Comment

Future thinking is vital and the next generation must take the lead.

Skanska’s Future Day last week highlighted the need for big thinking about the future shape of infrastructure design, says Antony Oliver.

Antony Oliver, Infrastructure Intelligence editor

The opening tweet from last week’s Skanska Future Day – Fast Forward Thinking read: “Today, the future has arrived. Leading thinkers will consider the shape of our future cities at #futureday”.

The fact is we don’t spend nearly enough time thinking about and preparing for business in the future. But as was pointed out at the Skanska event, we need to because the future is going to be challenging.

When I say “we” I am referring of course to the current batch of business leaders. In the frantic drive towards post recessionary growth are they really taking the time to identify the challenges of the future and the shape of businesses required to meet them?

"In future if is can be digitalised and automated it probably will be. That means thinking very carefully about the skills we have personally and in our businesses and about the services we offer going forward."

Fortunately the generations coming through schools, colleges and universities do have a much greater grasp of where we might be heading and a complete acceptance that digital communication technology will be at the heart of it. Whether they are asked is another matter.

Which I think is why the Skanska event was so well received by the business leaders in the audience. It is, after all, rare in the built environment and infrastructure industry that an individual business should organise and invest in such a thought leading event and invite both its partners and competitors alike. 

“It's about looking into the future and having a debate” said Mike Putnam, president and chief executive of Skanska UK.

There are indeed some very big issues to debate and some very difficult decisions to wrestle with – as world leaders discovered last week at the United Nations climate change summit in New York.

It is, of course, not new to suggest that urbanisation is going to be a huge challenge. Yet the prospect of 70% of the population living in cities by 2050 remains daunting. Yet as former BBC economic editor Stephanie Flanders pointed out, already nearly half of the UK's population lives in 15 main urban areas.

That makes the design of our future cities “a very hot issue”, as one conference Tweeter put it.

"We are already immersed in a digital world with jobs and lifestyles increasingly revolving around the “always available” culture."

Flanders talked about the challenge of planning, the North South divide, the issue of whether London should have more local tax powers and the continued reluctance of Treasury to plough public cash into infrastructure – despite the fact that interest rates remains at a record low.

But crucially she also talked about the “entrepreneurial spirit of gen Y” and the fact that the businesses of the future that they will work for will without question be unrecognisable from the asset rich, resource hungry firms of today.

We are already immersed in a digital world with jobs and lifestyles increasingly revolving around the “always available” culture. As technology develops it is clear that effective management of infrastructure will rely increasingly on skills that manage that information rather than simply the structures that we focus on today.

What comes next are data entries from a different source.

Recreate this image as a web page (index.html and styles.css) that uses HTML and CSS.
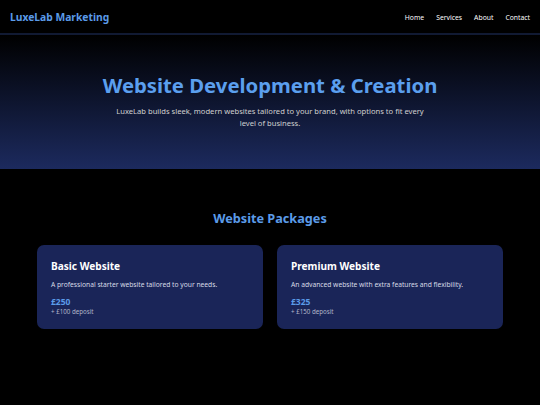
FILE: index.html
```html
<!DOCTYPE html>
<html lang="en">
<head>
<meta charset="utf-8">
<title>LuxeLab Marketing</title>
<link rel="stylesheet" href="styles.css">
</head>
<body>
<header class="site-header">
  <div class="logo">LuxeLab Marketing</div>
  <nav class="nav">
    <a href="#">Home</a>
    <a href="#">Services</a>
    <a href="#">About</a>
    <a href="#">Contact</a>
  </nav>
</header>
<section class="hero">
  <h1>Website Development &amp; Creation</h1>
  <p>LuxeLab builds sleek, modern websites tailored to your brand, with options to fit every level of business.</p>
</section>
<section class="packages">
  <h2>Website Packages</h2>
  <div class="cards">
    <div class="card">
      <h3>Basic Website</h3>
      <p class="desc">A professional starter website tailored to your needs.</p>
      <div class="price">£250</div>
      <div class="deposit">+ £100 deposit</div>
    </div>
    <div class="card">
      <h3>Premium Website</h3>
      <p class="desc">An advanced website with extra features and flexibility.</p>
      <div class="price">£325</div>
      <div class="deposit">+ £150 deposit</div>
    </div>
  </div>
</section>
</body>
</html>
```
FILE: styles.css
```css
* { box-sizing: border-box; }
html, body { margin: 0; padding: 0; }
body {
  background: #000;
  color: #fff;
  font-family: "Noto Sans", "Open Sans", sans-serif;
  height: 405px;
  overflow: hidden;
}
.site-header {
  height: 35px;
  display: flex;
  align-items: center;
  justify-content: space-between;
  padding: 1px 10px 0;
  border-bottom: 2px solid #111a33;
}
.logo {
  color: #5b9be8;
  font-weight: 700;
  font-size: 10.3px;
}
.nav { display: flex; gap: 12px; }
.nav a {
  color: #fff;
  text-decoration: none;
  font-size: 6.8px;
}
.hero {
  height: 134px;
  background: linear-gradient(to bottom, #000 0%, #1c2a5e 100%);
  text-align: center;
  padding-top: 36px;
}
.hero h1 {
  margin: 0;
  color: #5b9fee;
  font-size: 20.3px;
  font-weight: 700;
  line-height: 28px;
}
.hero p {
  margin: 6px auto 0;
  width: 310px;
  color: #d0d0d0;
  font-size: 7.6px;
  line-height: 12px;
}
.packages {
  padding: 39px 37px 0;
}
.packages h2 {
  margin: 0;
  text-align: center;
  color: #5b9be8;
  font-size: 12.7px;
  font-weight: 700;
  line-height: 20px;
}
.cards {
  display: grid;
  grid-template-columns: 1fr 1fr;
  gap: 14px;
  margin-top: 17px;
}
.card {
  background: #1a2558;
  border-radius: 7px;
  padding: 14px 14px 13px;
  height: 84px;
}
.card h3 {
  margin: 0;
  font-size: 10.1px;
  font-weight: 700;
  line-height: 15px;
}
.card .desc {
  margin: 6px 0 0;
  font-size: 6.7px;
  color: #d8dbe6;
  line-height: 10px;
}
.card .price {
  margin-top: 6px;
  color: #5b9be8;
  font-weight: 700;
  font-size: 8.5px;
  line-height: 11px;
}
.card .deposit {
  color: #b0b6c8;
  font-size: 6.2px;
  line-height: 9px;
}
```
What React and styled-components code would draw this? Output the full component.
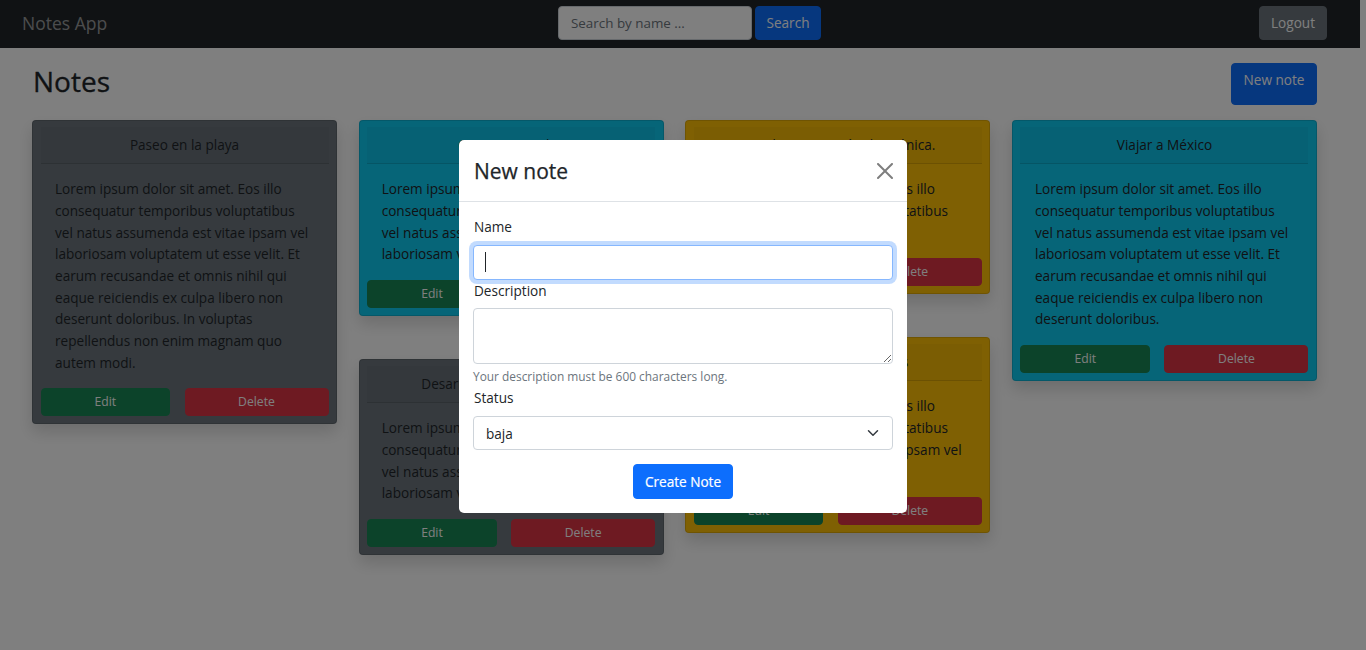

In future if is can be digitalised and automated it probably will be. That means thinking very carefully about the skills we have - personally and in our businesses -and about the services we offer and are thinking of offering going forward.

I am not sure that I know precisely what these skills will be. But I do know that they will be very different from those dominating the current infrastructure business landscape.

Are we properly prepared for that future? I doubt it.